Goddamned Boss: The Cremator. His only attack is reasonably easy to avoid, as it's telegraphed and you're Crosshair Aware of where it's gonna land, but it spawns all the way down in the magma pits in a stage where the teleporter is usually at the very top, can hit you from anywhere in the map, is fought in an arena made of small platforms with lava that hurts quite a bit, and he's got a turtle shell that blocks attacks that aren't from the front, which combined with the stage and its swimming makes it invulnerable half the time. Melee characters will have hell trying to bring it down in any reasonable amount of time. In any other game, this would be just annoying. Here, it could well mean that You Are Already Dead due to the increasing difficulty.

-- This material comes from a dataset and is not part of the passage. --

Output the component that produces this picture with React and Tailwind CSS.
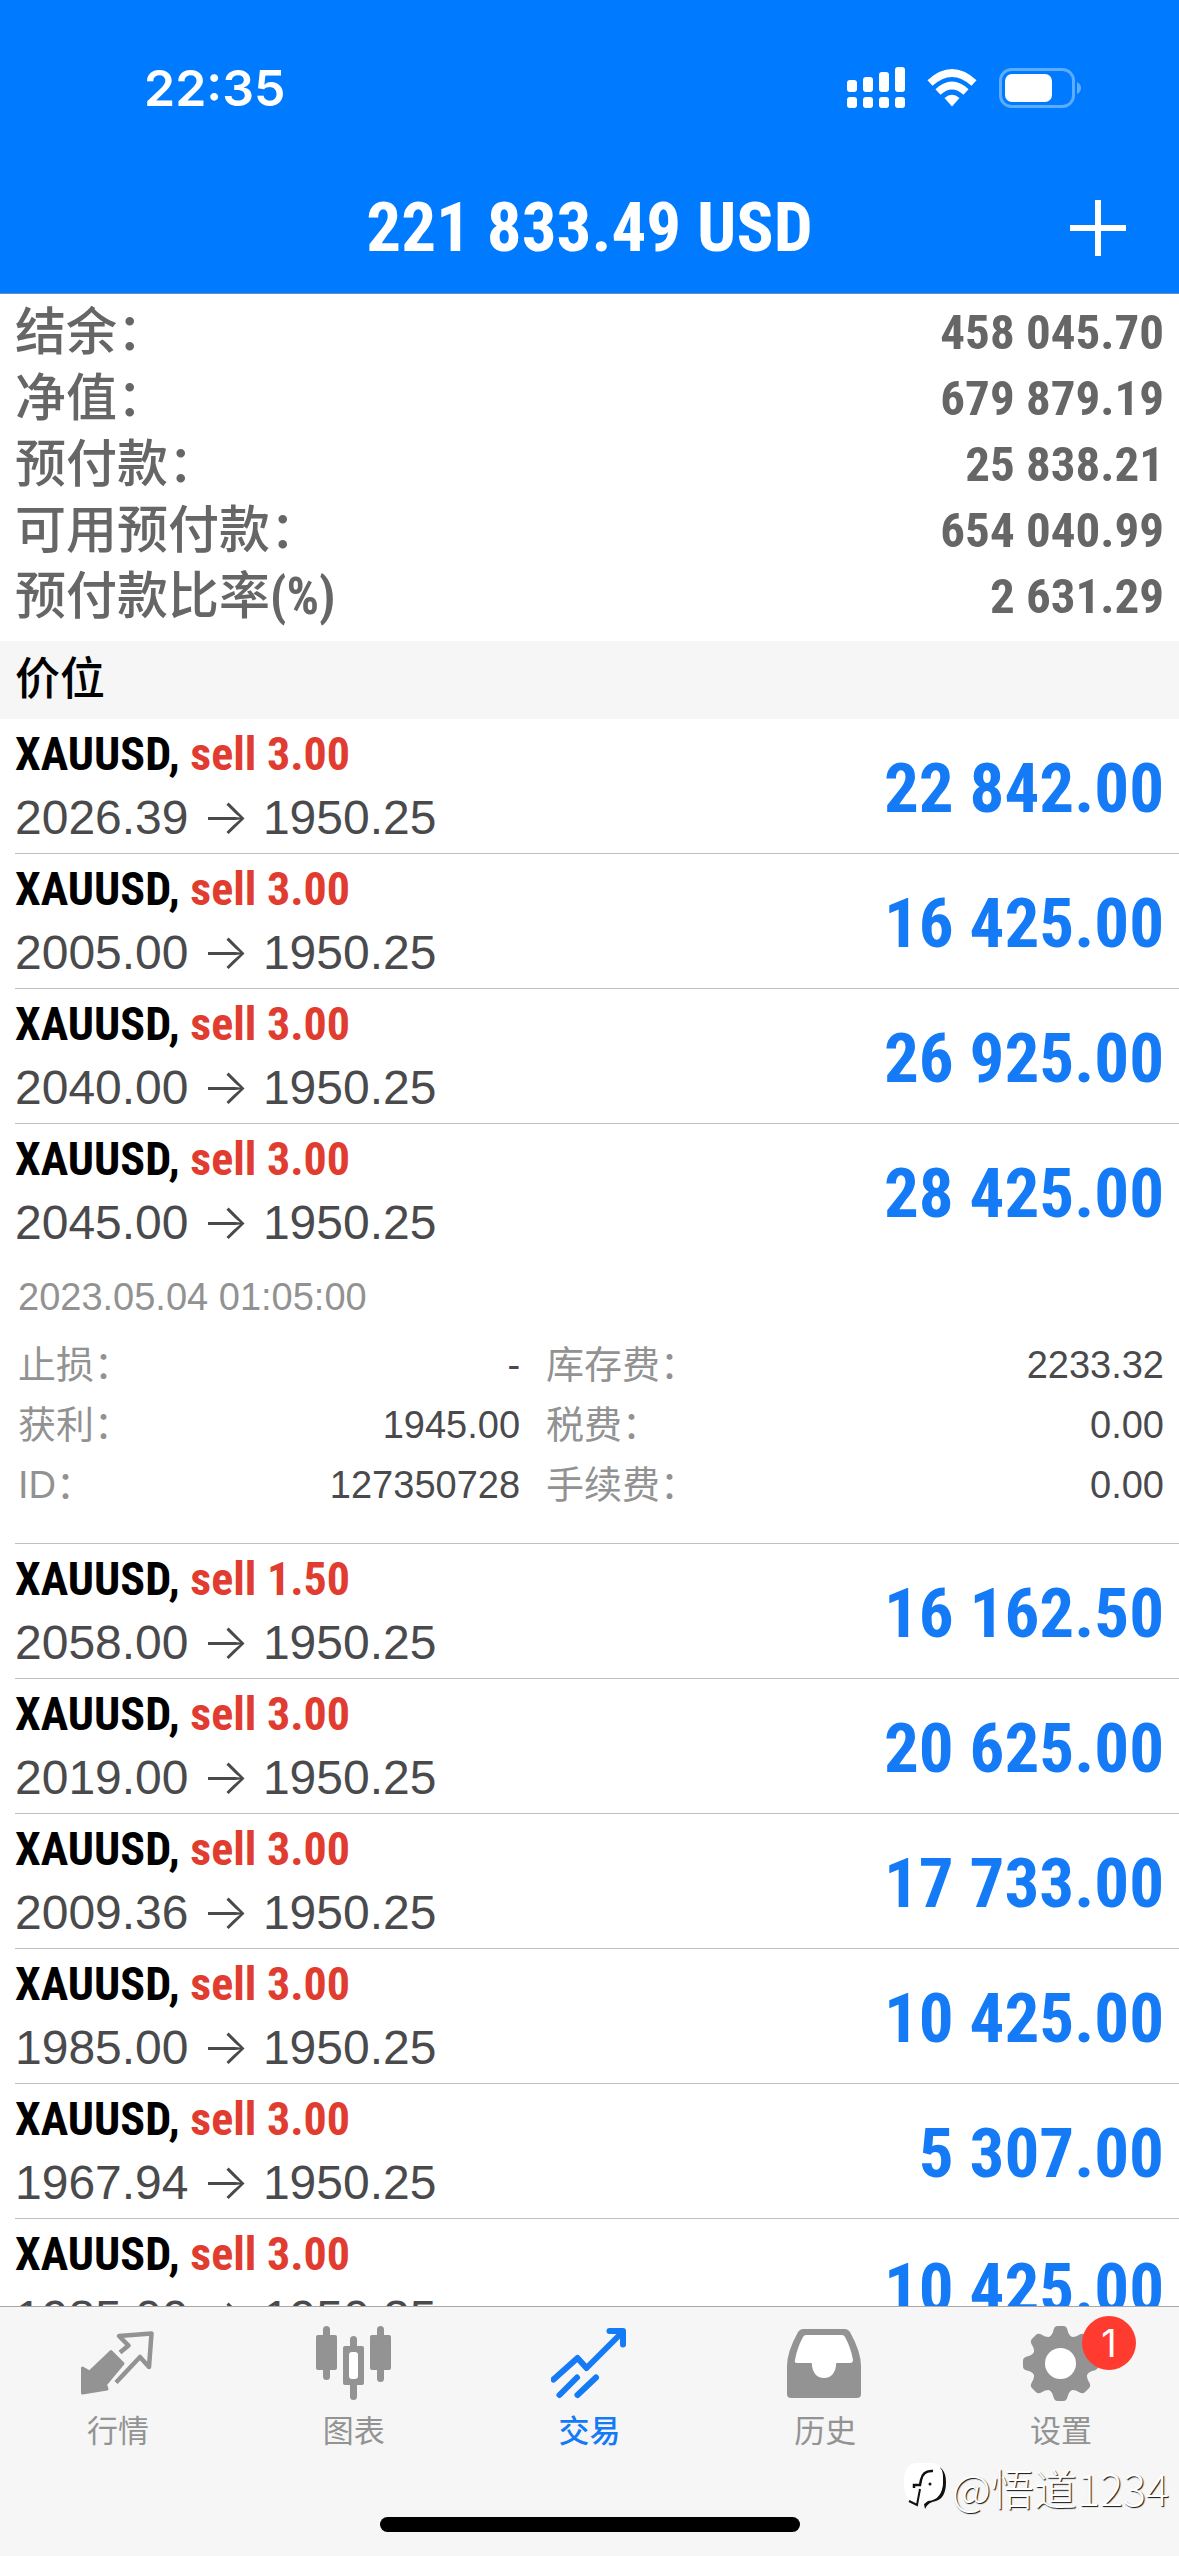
import { clsx } from "clsx";

const account = [
  { label: "结余：", value: "458 045.70" },
  { label: "净值：", value: "679 879.19" },
  { label: "预付款：", value: "25 838.21" },
  { label: "可用预付款：", value: "654 040.99" },
  { label: "预付款比率", unit: "(%)", value: "2 631.29" },
];

const positions = [
  { id: 1, side: "sell 3.00", open: "2026.39", profit: "22 842.00" },
  { id: 2, side: "sell 3.00", open: "2005.00", profit: "16 425.00" },
  { id: 3, side: "sell 3.00", open: "2040.00", profit: "26 925.00" },
  {
    id: 4,
    side: "sell 3.00",
    open: "2045.00",
    profit: "28 425.00",
    time: "2023.05.04 01:05:00",
    details: [
      ["止损：", "-"],
      ["库存费：", "2233.32"],
      ["获利：", "1945.00"],
      ["税费：", "0.00"],
      ["ID：", "127350728"],
      ["手续费：", "0.00"],
    ],
  },
  { id: 5, side: "sell 1.50", open: "2058.00", profit: "16 162.50" },
  { id: 6, side: "sell 3.00", open: "2019.00", profit: "20 625.00" },
  { id: 7, side: "sell 3.00", open: "2009.36", profit: "17 733.00" },
  { id: 8, side: "sell 3.00", open: "1985.00", profit: "10 425.00" },
  { id: 9, side: "sell 3.00", open: "1967.94", profit: "5 307.00" },
  { id: 10, side: "sell 3.00", open: "1985.00", profit: "10 425.00" },
];

const QuotesIcon = () => (
  <svg viewBox="0 0 76 76" className="size-[76px]" fill="none" stroke="currentColor" strokeLinejoin="round">
    <path
      d="M2.5 42 9.5 46 31 25.500 43 37.500 25.500 58.500 27 63 2.500 67Z"
      fill="currentColor"
      strokeWidth="3"
    />
    <path d="M40 26.500 48.500 19.500 39 10 71.500 7.500 69 41 60 31 36 56.500" strokeWidth="4.500" />
  </svg>
);

const ChartIcon = () => (
  <svg viewBox="0 0 76 76" className="size-[76px]" fill="currentColor">
    <rect x="7" y="0" width="7" height="54" rx="3.500" />
    <rect x="0" y="9" width="21" height="35" rx="2" />
    <rect x="34" y="10" width="7" height="64" rx="3.500" />
    <rect x="27" y="20" width="21" height="39" rx="2" />
    <rect x="33" y="26" width="9" height="27" rx="3" fill="white" />
    <rect x="61" y="0" width="7" height="56" rx="3.500" />
    <rect x="54" y="9" width="21" height="35" rx="2" />
  </svg>
);

const TradeIcon = () => (
  <svg
    viewBox="0 0 76 76"
    className="size-[76px]"
    fill="none"
    stroke="currentColor"
    strokeWidth="6"
    strokeLinecap="round"
    strokeLinejoin="round"
  >
    <path d="M2.500 53.500 26.500 32 35.500 42 71.500 6" />
    <path d="M58.500 5H72V18.500" />
    <path d="M8.500 69 26 51.500M26.500 69 45 51.500" />
  </svg>
);

const HistoryIcon = () => (
  <svg viewBox="0 0 76 76" className="size-[76px]" fill="currentColor">
    <path d="M16 3H58Q61 3 63 6 74 26 74 40V68Q74 72 70 72H4Q0 72 0 68V40Q0 26 11 6 13 3 16 3Z" />
    <path
      d="M19 9H55Q57 9 58 11 64 22 66 34 66 37 63 37H49.500Q49 37 49 40 47 52 37 52 27 52 25 40 25 37 24.500 37H10Q7 37 8 34 10 22 16 11 17 9 19 9Z"
      fill="white"
    />
  </svg>
);

const SettingsIcon = () => (
  <svg viewBox="0 0 76 76" className="size-[76px]" fill="currentColor">
    <circle cx="37.500" cy="37.500" r="29" />
    {[0, 45, 90, 135, 180, 225, 270, 315].map((angle) => (
      <path
        key={angle}
        d="M24.500 12.500Q29.500 9.500 30.500 4 31.500 0 34.500 0H40.500Q43.500 0 44.500 4 45.500 9.500 50.500 12.500Z"
        transform={`rotate(${angle} 37.5 37.5)`}
      />
    ))}
    <circle cx="37.500" cy="37.500" r="15.500" fill="white" />
  </svg>
);

const tabs = [
  { label: "行情", Icon: QuotesIcon },
  { label: "图表", Icon: ChartIcon },
  { label: "交易", Icon: TradeIcon, active: true },
  { label: "历史", Icon: HistoryIcon },
  { label: "设置", Icon: SettingsIcon, badge: 1 },
];

const StatusBar = () => (
  <div className="flex items-center justify-between pt-[56px] pr-24 pl-36">
    <span className="font-['Inter','Noto_Sans_CJK_SC',sans-serif] text-[50px] leading-[64px] font-semibold">
      22:35
    </span>
    <div className="flex items-center gap-[22px]">
      <svg viewBox="0 0 58 42" className="h-[42px] w-[58px]" fill="currentColor">
        <rect x="0" y="13" width="10" height="12" rx="3" />
        <rect x="16" y="10" width="10" height="15" rx="3" />
        <rect x="32" y="5" width="10" height="20" rx="3" />
        <rect x="48" y="0" width="10" height="25" rx="3" />
        <rect x="0" y="30" width="10" height="11" rx="3" />
        <rect x="16" y="30" width="10" height="11" rx="3" />
        <rect x="32" y="30" width="10" height="11" rx="3" />
        <rect x="48" y="30" width="10" height="11" rx="3" />
      </svg>
      <svg viewBox="0 0 50 38" className="h-[38px] w-[50px]" fill="none" stroke="currentColor" strokeWidth="7.500">
        <path d="M3 14Q25 -6 47 14" />
        <path d="M11 23Q25 10 39 23" />
        <path d="M17.500 29Q25 22.500 32.500 29L25 37.500Z" fill="currentColor" stroke="none" />
      </svg>
      <svg viewBox="0 0 84 40" className="h-[40px] w-[84px]">
        <rect x="1.500" y="1.500" width="73" height="37" rx="11" fill="none" stroke="#5cacff" strokeWidth="3" />
        <rect x="6" y="6" width="47" height="28" rx="7" fill="white" />
        <path d="M78 14Q82 16 82 20 82 24 78 26Z" fill="#5cacff" />
      </svg>
    </div>
  </div>
);

const Position = ({ side, open, profit, time, details }) => (
  <li className="ml-[15px] border-b border-[#c0c0c4] pt-[3px] pr-[15px]">
    <div className="flex justify-between">
      <div>
        <p className="font-['Roboto_Condensed','Liberation_Sans_Narrow',sans-serif] text-[46px] leading-[64px] font-bold text-black">
          XAUUSD, <span className="text-[#e03c2f]">{side}</span>
        </p>
        <p className="text-[48px] leading-[64px] text-[#4a4a4c]">
          {open} <span className="font-['Inter',sans-serif] text-[50px] leading-none font-light">→</span> 1950.25
        </p>
      </div>
      <p className="pt-[3px] font-['Roboto_Condensed','Liberation_Sans_Narrow',sans-serif] text-[69px] leading-[128px] font-bold text-[#147af5]">
        {profit}
      </p>
    </div>

    {details && (
      <div className="pt-[9px] pb-7 pl-[3px] text-[38px] leading-[60px] text-[#929292]">
        <p>{time}</p>
        <dl className="mt-2 grid grid-cols-[13fr_16fr] gap-x-[26px]">
          {details.map(([label, value]) => (
            <div key={label} className="flex justify-between">
              <dt>{label}</dt>
              <dd className="text-[#4a4a4c]">{value}</dd>
            </div>
          ))}
        </dl>
      </div>
    )}
  </li>
);

const Watermark = () => (
  <div className="absolute right-[10px] bottom-[44px] flex items-center gap-1 text-white">
    <svg viewBox="0 0 44 50" className="h-[50px] w-[44px]">
      <path
        d="M14 3H28Q42 4 42 20 42 36 32 39 24 40 21 47L20 42 23 38Q36 37 38 27 40 18 38 8Z"
        fill="#111"
      />
      <path d="M13 1H27Q39 1 39 18 39 38 24 39L20 42 6 38Q0 35 0 20 0 1 13 1Z" fill="white" />
      <path d="M29 9Q19 8 17 18L16 23H10V26" fill="none" stroke="#111" strokeWidth="2.500" />
      <path d="M16 27 13 43 5 39" fill="none" stroke="#111" strokeWidth="2" />
      <circle cx="26" cy="22" r="1.500" fill="#111" />
    </svg>
    <span className="font-['Noto_Sans_CJK_SC',sans-serif] text-[43px] leading-[50px] font-light [text-shadow:1px_1px_1px_#111]">
      @悟道1234
    </span>
  </div>
);

const App = () => {
  return (
    <div
      lang="zh-CN"
      className="flex h-screen flex-col bg-white font-['Liberation_Sans','Noto_Sans_CJK_SC',sans-serif]"
    >
      <header className="border-b border-[#5b8fc9] bg-[#007aff] pb-[17px] text-white">
        <StatusBar />
        <div className="grid grid-cols-[1fr_auto_1fr] items-center pt-[60px] pr-[53px] pl-[53px]">
          <h1 className="col-start-2 font-['Roboto_Condensed','Liberation_Sans_Narrow',sans-serif] text-[69px] leading-[96px] font-bold">
            221 833.49 USD
          </h1>
          <button type="button" aria-label="新订单" className="justify-self-end">
            <svg viewBox="0 0 56 56" className="size-[56px]" stroke="currentColor" strokeWidth="6">
              <path d="M28 0V56M0 28H56" />
            </svg>
          </button>
        </div>
      </header>

      <main className="min-h-0 flex-1 overflow-y-auto [scrollbar-width:none]">
        <dl className="px-[15px] pt-[6px] pb-[11px] text-[#666]">
          {account.map(({ label, unit, value }) => (
            <div key={label} className="flex justify-between leading-[66px]">
              <dt className="font-['Roboto_Condensed','Noto_Sans_CJK_SC',sans-serif] text-[51px] font-medium">
                {label}
                {unit && <span className="font-bold">{unit}</span>}
              </dt>
              <dd className="font-['Roboto_Condensed','Liberation_Sans_Narrow',sans-serif] text-[49px] font-bold">
                {value}
              </dd>
            </div>
          ))}
        </dl>

        <h2 className="bg-[#f6f6f6] px-[15px] text-[45px] leading-[78px] font-medium text-black">价位</h2>

        <ul>
          {positions.map((position) => (
            <Position key={position.id} {...position} />
          ))}
        </ul>
      </main>

      <footer className="relative border-t border-[#a8a8a8] bg-[#f6f6f6] pt-[19px]">
        <nav className="grid grid-cols-5">
          {tabs.map(({ label, Icon, active, badge }) => (
            <a
              key={label}
              href="#"
              aria-current={active ? "page" : undefined}
              className={clsx(
                "flex flex-col items-center gap-[10px]",
                active ? "font-medium text-[#147af5]" : "text-[#939393]"
              )}
            >
              <span className="relative">
                <Icon />
                {badge && (
                  <span className="absolute -top-[10px] left-[59px] size-[54px] rounded-full bg-[#ff3b30] text-center font-['Inter',sans-serif] text-[38px] leading-[54px] text-white">
                    {badge}
                  </span>
                )}
              </span>
              <span className="text-[31px] leading-[40px]">{label}</span>
            </a>
          ))}
        </nav>
        <div className="mx-auto mt-[65px] mb-6 h-[15px] w-[420px] rounded-full bg-black" />
        <Watermark />
      </footer>
    </div>
  );
};

export default App;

The Wandering Vagrants on the final level. They spawn in packs and have too much collective health. Sure they can't hurt you if you keep walking, but since they're blocking your shots and just generally being in the way for several minutes at a time that's not much consolation.
Nightmare Fuel: If you think about it, there's a surprising amount for a game with a minimalist style story. You're trapped all alone on an unknown planet full of monsters and aliens that should be docile, but for some reason go into homicidal fury whenever they see you. The "upgrades" that are essential to your survival are, with few exceptions, essentially mutations, ranging from the mundane (fungus on your head that heals you), to outright Body Horror (replacing your own eye with the eye of the Magma Worm, cutting yourself with a cultist knife, etc). If you read the monster logs from start to finish, it becomes clear that the survivor is slowly but surely breaking down as a result of the hell they go through, and the ending all but confirms this.
Squick: A syringe, named the "Soldier's Syringe" is filled with a lot of stuff, both understandable for its use, and some other questionables. Right from steroids to gasoline. Even the sender of the item says it got a few of his soldiers killed (and the rest sick from overdosing), but otherwise works.
That One Boss: Most of them, actually. Though, the Magma Worm tends to stand out. It can spawn on the first two levels, is one of the few bosses capable of following you across the entire level, and it gets faster (if less accurate) the closer it is to dying. Naturally, it is the bane of many an early run.
Late runs too when you revisit levels and have bosses spawning randomly. You can run from almost any other boss and the ones that attack globally generally are still easily to avoid, but Magma Worms stand out in their ability to chase you constantly with attacks that are more difficult to dodge than "avoid this crosshair". A pack of 2 or 3 of them can cause issues for even end game characters.